Recentemente sono stato nella Repubblica Centro africana, che ha una dimensione due volte quella della Francia, è un paese di 4,5 milioni di abitanti. Potendo fare una proporzione tra le ricchezze enormi di quel Paese (sottosuolo, uranio, diamanti, legname…) con la densità di popolazione, se la gente locale potesse godere delle proprie risorse sarebbero ricchissimi, ma il loro PIL è di 2 miliardi di dollari: per avere un termine di paragone, pensate che il PIL della Francia è di 2000 miliardi di dollari.
Solitamente ogni anno, durante il mese di gennaio si svolge un vertice dell’alta finanza a Davos in Svizzera, a cui partecipano i rappresentanti delle varie nazioni e in questa sede viene presentato il rapporto di Oxfam.
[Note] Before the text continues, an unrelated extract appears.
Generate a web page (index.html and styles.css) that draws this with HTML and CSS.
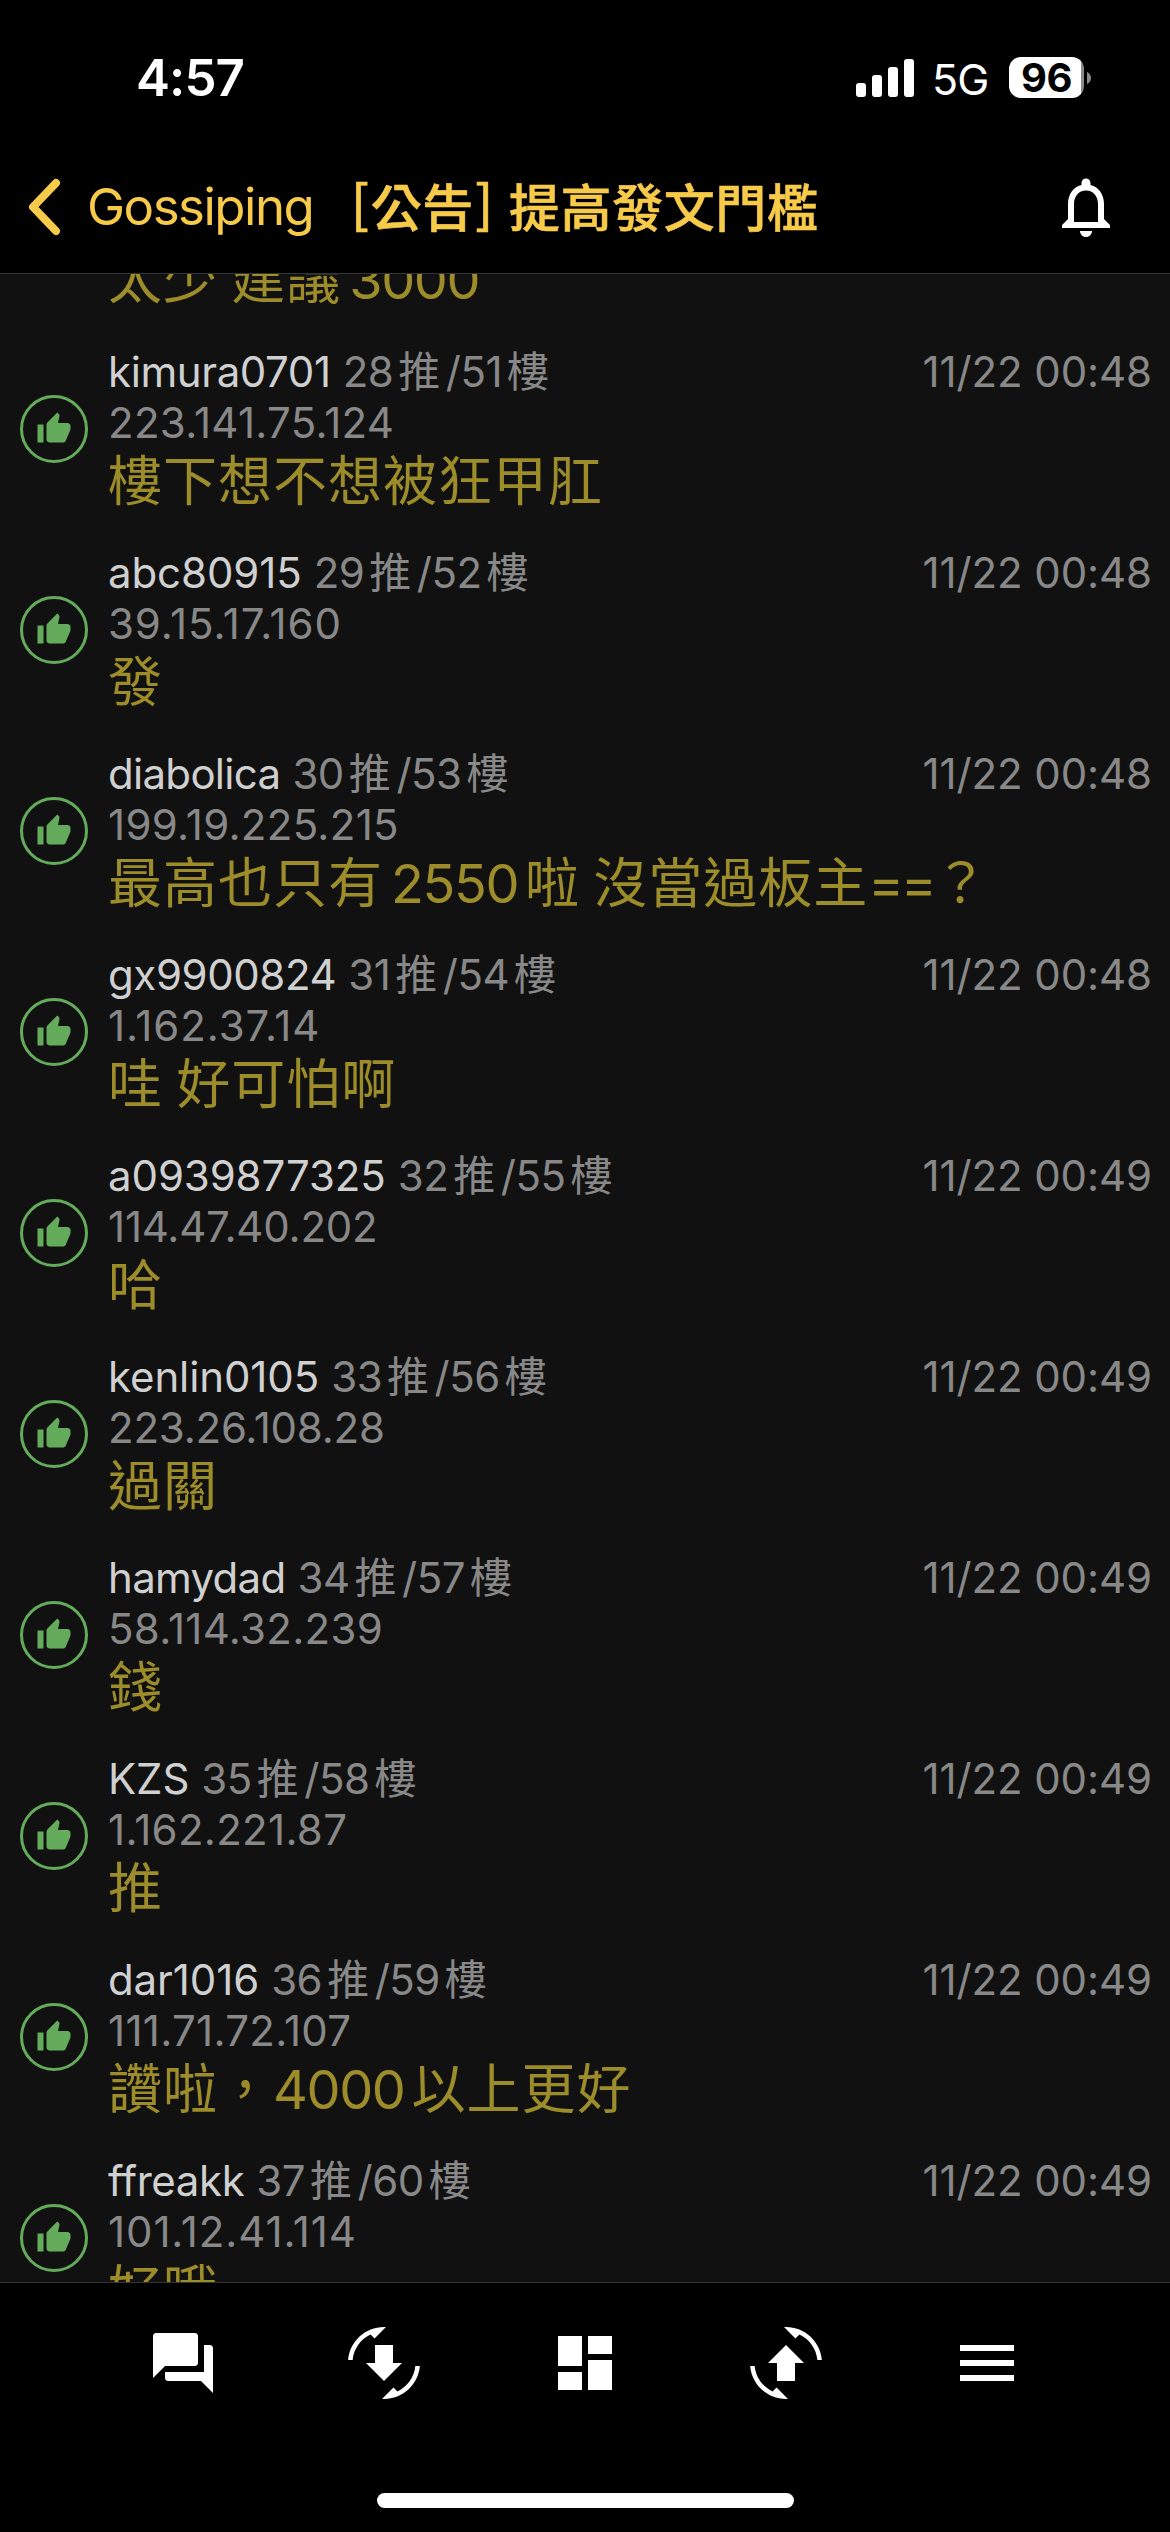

Dall’ultimo rapporto emerge che sono 8 persone che da sole hanno una ricchezza superiore ad oltre metà della popolazione mondiale. Non solo: meno dell’1% della popolazione mondiale ha una ricchezza superiore rispetto al resto 99%. Questa a tutti gli effetti può essere considerata esclusione sociale.
La sfida è soprattutto culturale, e la conoscenza è fondamentale: capire che i problemi degli altri sono i miei problemi. Le mie esperienze, le mie ricchezze devono essere condivise per un bene comune. Se la sfida culturale venisse percepita, diventerebbe l’anima dell’azione politica. Questa è la sfida del nostro tempo perchè, come scriveva il grande Thomas Merton, “nessun uomo è un’isola”.